3.2. Analysis of BOP Welding Results

To analyze the BOP welding measurement results, the effect of each factor on penetration was analyzed. Figure 5 and Figure 6 show the bead results according to the welding speed under each laser output condition in the BOP welding.

In Figure 5, it can be seen that the results of top HAZ width and top bead width become smaller as the speed increases, regardless of the laser output condition. In the graph, it can be seen that in general, the decrease is large under the conditions of 0.25 mpm~1.00 mpm(meter per minute) and is small under the condition of 1.00 mpm or more.

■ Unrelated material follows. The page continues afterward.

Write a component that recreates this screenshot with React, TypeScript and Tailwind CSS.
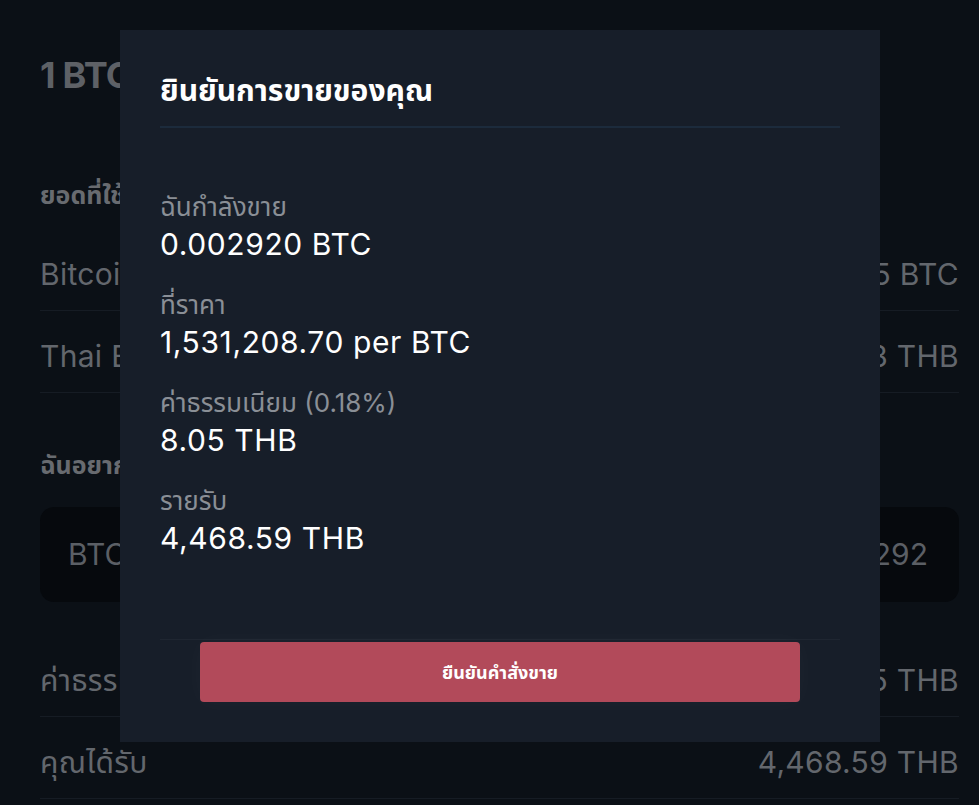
import React from "react";

const font = { fontFamily: '"Inter", "Noto Sans Thai", "Noto Sans", "DejaVu Sans", sans-serif' };

function BgRow({ left, right }: { left: string; right: string }) {
  return (
    <div className="flex h-[82px] items-center justify-between border-b border-[#161c24] pt-[8px] text-[30px] leading-[36px] tracking-[0.01em] text-[#63676d]">
      <span>{left}</span>
      <span>{right}</span>
    </div>
  );
}

function Item({ label, value }: { label: string; value: string }) {
  return (
    <div className="mb-[24px]">
      <div className="text-[26px] leading-[32px] text-[#8a8f96]">{label}</div>
      <div className="text-[30px] leading-[42px] tracking-[0.02em] text-white">{value}</div>
    </div>
  );
}

export default function App() {
  return (
    <div className="relative h-[805px] w-[979px] overflow-hidden bg-[#0b1016]" style={font}>
      {/* background page */}
      <div className="pl-[40px] pr-[20px] pt-[53px]">
        <div className="text-[36px] font-bold leading-[44px] tracking-[-0.02em] text-[#5e6166]">1 BTC = 1,531,208.70 THB</div>
        <div className="mt-[82px] text-[25px] font-bold leading-[32px] text-[#686b70]">ยอดที่ใช้ได้</div>
        <div className="mt-[18px]">
          <BgRow left="Bitcoin" right="0.00292025 BTC" />
          <BgRow left="Thai Baht" right="0.13 THB" />
        </div>
        <div className="mt-[56px] text-[25px] font-bold leading-[32px] text-[#686b70]">ฉันอยากขาย</div>
        <div className="mt-[26px] flex h-[95px] items-center justify-between rounded-[14px] bg-[#06090d] pl-[28px] pr-[31px] text-[30px] text-[#5b5f65]">
          <span>BTC</span>
          <span>0.00292</span>
        </div>
        <div className="mt-[33px]">
          <BgRow left="ค่าธรรมเนียม" right="8.05 THB" />
          <BgRow left="คุณได้รับ" right="4,468.59 THB" />
        </div>
      </div>

      {/* modal */}
      <div className="absolute left-[120px] top-[30px] flex h-[712px] w-[760px] flex-col bg-[#171e29] px-[40px] pt-[42px]">
        <div className="text-[30px] font-bold leading-[36px] text-white">ยินยันการขายของคุณ</div>
        <div className="mt-[18px] h-[2px] bg-[#1c2b3c]" />
        <div className="mt-[63px]">
          <Item label="ฉันกำลังขาย" value="0.002920 BTC" />
          <Item label="ที่ราคา" value="1,531,208.70 per BTC" />
          <Item label="ค่าธรรมเนียม (0.18%)" value="8.05 THB" />
          <Item label="รายรับ" value="4,468.59 THB" />
        </div>
        <div className="mt-auto border-t border-[#1f2631] pb-[40px] pt-[2px]">
          <div className="mx-[40px] flex h-[60px] items-center justify-center rounded-[4px] bg-[#b24a5a] text-[18px] font-bold text-white shadow-[0_0_24px_rgba(255,255,255,0.03)]">
            ยืนยันคำสั่งขาย
          </div>
        </div>
      </div>
    </div>
  );
}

Additionally, it can be seen that the difference between top HAZ width and Top bead width is maintained almost uniformly under the condition of 1.50 mpm or more.

In Figure 6, the red dotted line at the position 6 mm on the Y-axis is the thickness of material used and HAZ depth and penetration indicate values within 6 mm. When the result is 6 mm, a value of 6 mm or more can be obtained, if the thickness of the material used is thicker than 6 mm. As the figure shows, the results of HAZ depth and penetration become smaller as the speed increases, regardless of the laser output. Furthermore, the difference between the HAZ depth and penetration results decreases as the speed increases.

4. Discussion

Figure 7 shows the comparison of HAZ depth and penetration values for each output. From this figure, the candidate conditions for 1-pass welding of 6 mm thick 9% nickel steel can be derived.

For 1-pass welding, it is necessary to secure the conditions of HAZ depth and penetration close to 6 mm and the lower bead free of defects. The condition range for 1-pass welding that satisfies this in the penetration result is as

Table 5. Condition range for 1-pass welding of 6 mm 9% nickel steel.

Laser Power (kW)	Range of Welding Speed (mpm)
2	0.25
3	0.25~0.50
4	0.50~1.00
5	1.00~2.00

. In actual butt welding, a fine gap may exist. By considering this fact, the condition in which penetration and HAZ depth of 5 mm or more are achieved and there is no defect in the lower bead visible in the cross-sectional observation result is chosen.

Depending on the laser welding specification, the output may exceed 5 kW and the thickness of the same material may be different. In this case, it is necessary to determine the approximate range of welding experiments for 1-pass welding. In this experiment, the penetration value is usually proportional to the welding output and is inversely proportional to the welding speed. From the energy density (kW/mpm), i.e., welding output divided by welding speed, the range of welding conditions for full penetration can be configured when laser welding output specifications are different and when laser welding is performed on 9% nickel steel of 6 mm or less. Figure 8 shows the HAZ depth and penetration values according to the energy density. For example, for complete welding of 5 mm 9% nickel steel, the welding experiment should be performed under the condition of an energy density between 1.75 and 3.00.

5. Conclusions

In this study, a basic study was conducted to replace the existing FCAW welding of 9% nickel steel, which is used as the main material of the LNG fuel tank, with fiber laser welding. The 28 cases of BOP welding were performed to secure 1-pass butt welding conditions of 9% nickel steel with a thickness of 6 mm and a cross-sectional observation and analysis were performed.

(1)

The BOP welding was performed using laser power and BOP welding speed as factors, and the laser power range was 2.00~5.00 Kw, and the BOP welding speed range was 0.25~3.00 mpm, for a total of 28 cases. From the cross-sectional observation results using ASTM E340, it was confirmed that, in general, the slower the welding speed and the higher the output and the larger the bead size. In addition, it was confirmed that the lower bead defect may appear at a certain speed or less.

(2)

For the four bead shapes (top bead width, top HAZ width, HAZ depth, penetration), the trend of bead size was analyzed by welding speed and output, and through this, it was possible to derive the optimal condition candidates for 1-pass butt welding of 9% nickel steel with a thickness of 6 mm.

(3)

In addition, the energy density factor was proposed by utilizing this experimental data and from this, the range of experimental conditions for 1-pass full penetration of 9% nickel steel under different laser welding conditions (thickness change, output change) could be configured.

(4)

Based on this study, in the future, it is planned to conduct a study to secure the mechanical properties of laser butt welding. Through this, it is expected that it will be possible to prove that the existing FCAW welding can be replaced with laser welding when manufacturing an LNG fuel-propelled tank made of 9% nickel steel in the current ship-building industry.